Il 25 luglio 2022, ad un anno dal colpo di Stato, si tenne il referendum per l’adozione della Costituzione. I partiti politici scelsero la pessima strategia del boicottaggio del voto, che consegnò la vittoria a Saied. Solo il 30% degli aventi diritto il voto si recarono a votare; ma si trattava proprio di quel 30% di tunisini che costituisce il segmento della popolazione che supporta Saied. La nuova Costituzione venne dunque approvata nelle urne. Essa riduce enormemente i poteri del Parlamento e di fatto dà legittimità scritta all’autoritarismo di Saied. In seguito lo stesso Saied chiuse il quartier generale del partito Ennahda (nonostante fosse da questo inizialmente sostenuto) e fece arrestare il suo leader insieme a diversi altri membri del partito.
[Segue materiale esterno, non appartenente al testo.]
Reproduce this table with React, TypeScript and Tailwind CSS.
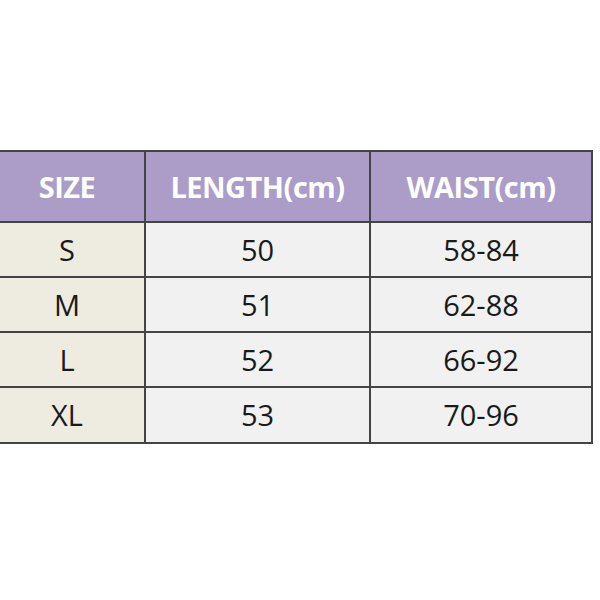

Nel settembre 2022 firmò il Decreto legge 54 contro le “fake news”, con il quale si può condannare a 5 anni di carcere chi diffonde notizie false, con una pena aumentata se l’informazione riguarda un funzionario pubblico. Come è stato evidenziato da varie agenzie internazionali, l’intento di questa legge è quello di controllare la stampa nel paese.

Alle elezioni parlamentari di fine 2022 – inizio 2023, solo l’11% degli aventi diritto al voto si recò a votare: un segnale di come la popolazione tunisina abbia capito in anticipo come queste elezioni fossero una farsa. Tutti i partiti di opposizione tranne uno boicottarono le elezioni, con il risultato che il partito di Saied conquistò quasi tutti i seggi del Parlamento. Arriviamo dunque alle elezioni presidenziali del 6 ottobre 2024, tra i cui requisiti per candidarsi c’era tra l’altro quello di essere di religione musulmana. Anche qui la maggior parte dei partiti politici ha deciso di boicottare l’elezione. Il candidato principale dell’opposizione, Ayachi Zammel, è stato incarcerato il 2 settembre scorso e condannato a 13 anni e 8 mesi di prigione per falsificazione dei documenti per accedere alla candidatura, un’accusa largamente ritenuta pretestuosa. Alle elezioni hanno partecipato il 29% degli aventi diritto al voto e Saied ha vinto con il 91% dei consensi, confermando di essere appoggiato solo da 2,5 milioni di persone in un paese di 12,5 milioni di persone. La Tunisia dunque, sotto tre regimi dittatoriali da quasi settant’anni, è diventata una dittatura senza il consenso del popolo, che, forse per paura, forse per inerzia e quieto vivere, sembra aver smesso di lottare per la sua libertà.